Output only the lines that run from the line holding "Write a component" to the end of the data below, including both ends, without any pictures.

*** DATA SHOWN ***

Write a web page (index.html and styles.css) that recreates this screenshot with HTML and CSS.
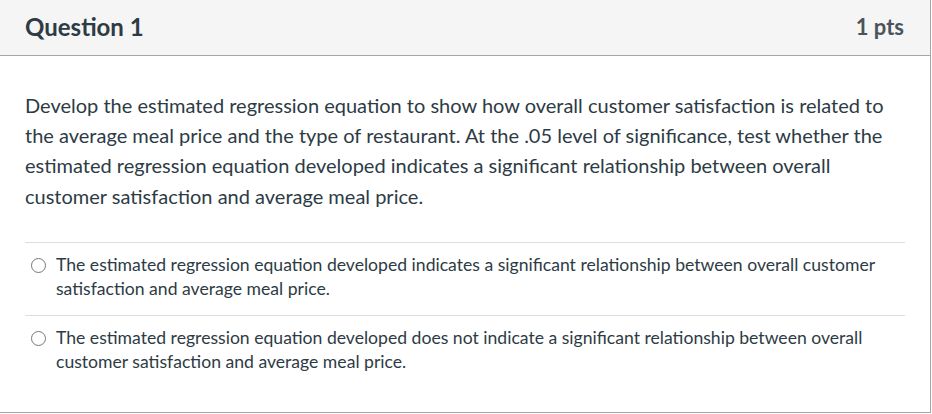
FILE: index.html
```html
<!DOCTYPE html>
<html>
<head>
<meta charset="utf-8">
<link rel="stylesheet" href="styles.css">
</head>
<body>
<div class="question">
  <div class="header">
    <span class="title">Question 1</span>
    <span class="pts">1 pts</span>
  </div>
  <div class="content">
    <p class="text">Develop the estimated regression equation to show how overall customer satisfaction is related to the average meal price and the type of restaurant. At the .05 level of significance, test whether the estimated regression equation developed indicates a significant relationship between overall customer satisfaction and average meal price.</p>
    <div class="answers">
      <div class="answer">
        <span class="radio"></span>
        <span class="label">The estimated regression equation developed indicates a significant relationship between overall customer satisfaction and average meal price.</span>
      </div>
      <div class="answer">
        <span class="radio"></span>
        <span class="label">The estimated regression equation developed does not indicate a significant relationship between overall customer satisfaction and average meal price.</span>
      </div>
    </div>
  </div>
</div>
</body>
</html>
```

FILE: styles.css
```css
html, body {
  margin: 0;
  padding: 0;
  background: #fff;
}
body {
  font-family: Lato, "Liberation Sans", sans-serif;
  color: #2d3b45;
}
.question {
  width: 932px;
  height: 414px;
  margin-left: -1px;
  margin-top: -1px;
  border: 1px solid #a5a5a5;
  border-left: none;
  box-sizing: border-box;
}
.header {
  display: flex;
  justify-content: space-between;
  align-items: center;
  height: 56px;
  box-sizing: border-box;
  background: #f5f5f5;
  border-bottom: 1px solid #a5a5a5;
  padding: 0 26px 2px 26px;
}
.title {
  font-size: 24px;
  font-weight: 700;
}
.pts {
  font-size: 22px;
  font-weight: 700;
  color: #4a545c;
}
.content {
  padding: 34px 0 0 26px;
}
.text {
  margin: 0;
  font-size: 20px;
  line-height: 30.2px;
  width: 872px;
}
.answers {
  margin-top: 31px;
  width: 880px;
}
.answer {
  display: flex;
  align-items: flex-start;
  border-top: 1px solid #dddddd;
  padding: 10px 0 14px 6px;
}
.radio {
  flex: none;
  width: 13px;
  height: 13px;
  border: 1px solid #777;
  border-radius: 50%;
  margin-top: 5px;
  margin-right: 10px;
}
.label {
  font-size: 17.6px;
  line-height: 24px;
}
```
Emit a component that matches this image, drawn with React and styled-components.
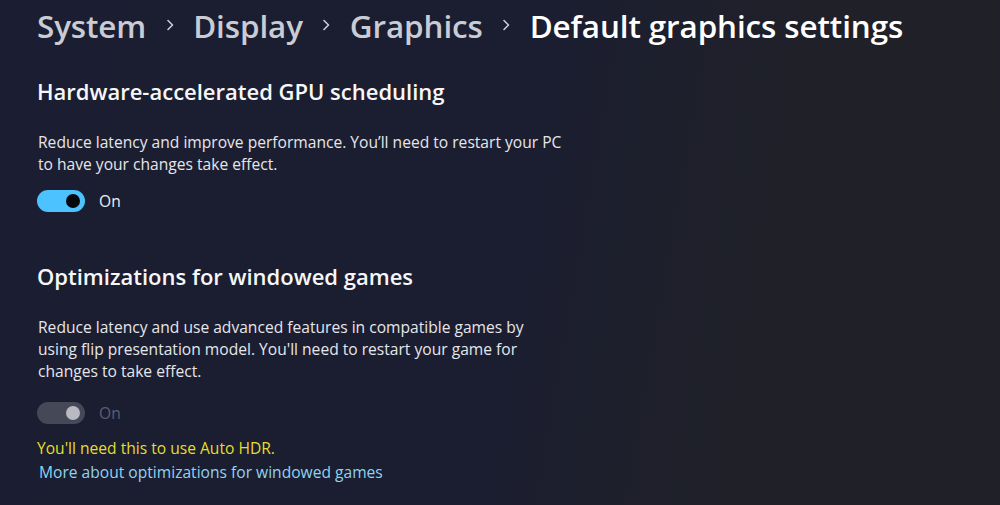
import React from "react";
import styled, { createGlobalStyle } from "styled-components";

const Global = createGlobalStyle`
  html, body { margin: 0; padding: 0; }
  body {
    width: 1000px; height: 505px; overflow: hidden;
    background: #1c1f30;
    font-family: "Open Sans", "Noto Sans", sans-serif;
  }
`;

const Page = styled.div`
  width: 1000px;
  height: 505px;
  box-sizing: border-box;
  padding: 3px 0 0 37px;
  background: linear-gradient(100deg, #1b1e32 0%, #1b1e31 50%, #1f2029 72%, #1f2028 100%);
  display: flex;
  flex-direction: column;
`;

const Breadcrumb = styled.nav`
  display: flex;
  align-items: center;
  height: 44px;
`;

const Crumb = styled.span`
  font-size: 31.4px;
  font-weight: 600;
  color: ${(p) => (p.$current ? "#ffffff" : "#c9ccd5")};
  letter-spacing: -0.1px;
`;

const Chevron = styled.span`
  display: inline-flex;
  width: 47px;
  justify-content: center;
  color: #c9ccd5;
`;

const Section = styled.section`
  display: flex;
  flex-direction: column;
  margin-top: ${(p) => p.$top}px;
`;

const Heading = styled.h2`
  margin: 0;
  font-size: 22px;
  font-weight: 600;
  color: #f7f7f7;
  line-height: 28px;
`;

const Desc = styled.p`
  margin: ${(p) => p.$gap}px 0 0 1px;
  font-size: 15.6px;
  line-height: 22px;
  color: #e6e6ea;
  width: 527px;
`;

const ToggleRow = styled.div`
  display: flex;
  align-items: center;
  gap: 14px;
  margin-top: ${(p) => p.$top}px;
`;

const Track = styled.div`
  width: 48px;
  height: 22px;
  border-radius: 11px;
  background: ${(p) => (p.$disabled ? "#454857" : "#4cc2ff")};
  display: flex;
  align-items: center;
  justify-content: flex-end;
  padding-right: 5px;
  box-sizing: border-box;
`;

const Knob = styled.div`
  width: 14px;
  height: 14px;
  border-radius: 50%;
  background: ${(p) => (p.$disabled ? "#b9b9c1" : "#05070c")};
`;

const ToggleLabel = styled.span`
  font-size: 15.6px;
  color: ${(p) => (p.$disabled ? "#5b5e71" : "#eeeeee")};
`;

const Note = styled.div`
  margin-top: 12px;
  font-size: 15.6px;
  line-height: 24px;
  color: #e6dd2b;
`;

const Link = styled.a`
  margin-left: 2px;
  font-size: 15.6px;
  line-height: 24px;
  color: #8fd3f0;
  text-decoration: none;
`;

const ChevronIcon = () => (
  <svg width="10" height="14" viewBox="0 0 10 14" fill="none">
    <path d="M3 2.5 L7.5 7 L3 11.5" stroke="#c9ccd5" strokeWidth="1.6" strokeLinecap="round" strokeLinejoin="round" />
  </svg>
);

function Toggle({ disabled, top }) {
  return (
    <ToggleRow $top={top}>
      <Track $disabled={disabled}>
        <Knob $disabled={disabled} />
      </Track>
      <ToggleLabel $disabled={disabled}>On</ToggleLabel>
    </ToggleRow>
  );
}

export default function App() {
  const crumbs = ["System", "Display", "Graphics"];
  return (
    <>
      <Global />
      <Page>
        <Breadcrumb>
          {crumbs.map((c) => (
            <React.Fragment key={c}>
              <Crumb>{c}</Crumb>
              <Chevron>
                <ChevronIcon />
              </Chevron>
            </React.Fragment>
          ))}
          <Crumb $current>Default graphics settings</Crumb>
        </Breadcrumb>
        <Section $top={30}>
          <Heading>Hardware-accelerated GPU scheduling</Heading>
          <Desc $gap={26}>
            Reduce latency and improve performance. You’ll need to restart your PC to have your changes take effect.
          </Desc>
          <Toggle top={15} />
        </Section>
        <Section $top={50}>
          <Heading>Optimizations for windowed games</Heading>
          <Desc $gap={26}>
            Reduce latency and use advanced features in compatible games by using flip presentation model. You'll need to restart your game for changes to take effect.
          </Desc>
          <Toggle disabled top={20} />
          <Note>You'll need this to use Auto HDR.</Note>
          <Link href="#">More about optimizations for windowed games</Link>
        </Section>
      </Page>
    </>
  );
}
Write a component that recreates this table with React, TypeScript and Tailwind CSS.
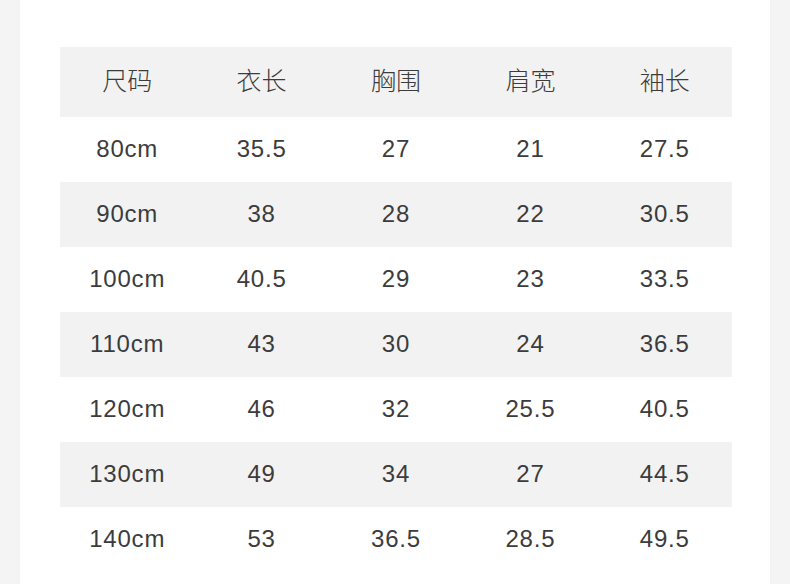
const HEADERS = ['尺码', '衣长', '胸围', '肩宽', '袖长']

const ROWS = [
  ['80cm', '35.5', '27', '21', '27.5'],
  ['90cm', '38', '28', '22', '30.5'],
  ['100cm', '40.5', '29', '23', '33.5'],
  ['110cm', '43', '30', '24', '36.5'],
  ['120cm', '46', '32', '25.5', '40.5'],
  ['130cm', '49', '34', '27', '44.5'],
  ['140cm', '53', '36.5', '28.5', '49.5'],
]

export default function App() {
  return (
    <div className="w-[790px] h-[584px] overflow-hidden bg-[#f4f4f4] px-[20px]">
      <div className="h-full bg-white pl-[40px] pr-[38px] pt-[47px]">
        {/* size table */}
        <div
          className="text-[#3c3c3c]"
          style={{ fontFamily: '"Liberation Sans", "Noto Sans CJK SC", sans-serif' }}
        >
          <div className="grid grid-cols-5 h-[70px] bg-[#f2f2f2] items-center pb-[5px]">
            {HEADERS.map((h) => (
              <div
                key={h}
                className="text-center text-[25px] font-light"
                style={{ fontFamily: '"Noto Sans CJK SC", sans-serif' }}
              >
                {h}
              </div>
            ))}
          </div>
          {ROWS.map((row, i) => (
            <div
              key={row[0]}
              className={`grid grid-cols-5 h-[65px] items-center pb-[2px] ${
                i % 2 === 1 ? 'bg-[#f2f2f2]' : 'bg-white'
              }`}
            >
              {row.map((cell, j) => (
                <div key={j} className="text-center text-[24px] tracking-[0.8px]">
                  {cell}
                </div>
              ))}
            </div>
          ))}
        </div>
      </div>
    </div>
  )
}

***

CORRECT RESULT:
Write a component that recreates this table with React, TypeScript and Tailwind CSS.
const HEADERS = ['尺码', '衣长', '胸围', '肩宽', '袖长']

const ROWS = [
  ['80cm', '35.5', '27', '21', '27.5'],
  ['90cm', '38', '28', '22', '30.5'],
  ['100cm', '40.5', '29', '23', '33.5'],
  ['110cm', '43', '30', '24', '36.5'],
  ['120cm', '46', '32', '25.5', '40.5'],
  ['130cm', '49', '34', '27', '44.5'],
  ['140cm', '53', '36.5', '28.5', '49.5'],
]

export default function App() {
  return (
    <div className="w-[790px] h-[584px] overflow-hidden bg-[#f4f4f4] px-[20px]">
      <div className="h-full bg-white pl-[40px] pr-[38px] pt-[47px]">
        {/* size table */}
        <div
          className="text-[#3c3c3c]"
          style={{ fontFamily: '"Liberation Sans", "Noto Sans CJK SC", sans-serif' }}
        >
          <div className="grid grid-cols-5 h-[70px] bg-[#f2f2f2] items-center pb-[5px]">
            {HEADERS.map((h) => (
              <div
                key={h}
                className="text-center text-[25px] font-light"
                style={{ fontFamily: '"Noto Sans CJK SC", sans-serif' }}
              >
                {h}
              </div>
            ))}
          </div>
          {ROWS.map((row, i) => (
            <div
              key={row[0]}
              className={`grid grid-cols-5 h-[65px] items-center pb-[2px] ${
                i % 2 === 1 ? 'bg-[#f2f2f2]' : 'bg-white'
              }`}
            >
              {row.map((cell, j) => (
                <div key={j} className="text-center text-[24px] tracking-[0.8px]">
                  {cell}
                </div>
              ))}
            </div>
          ))}
        </div>
      </div>
    </div>
  )
}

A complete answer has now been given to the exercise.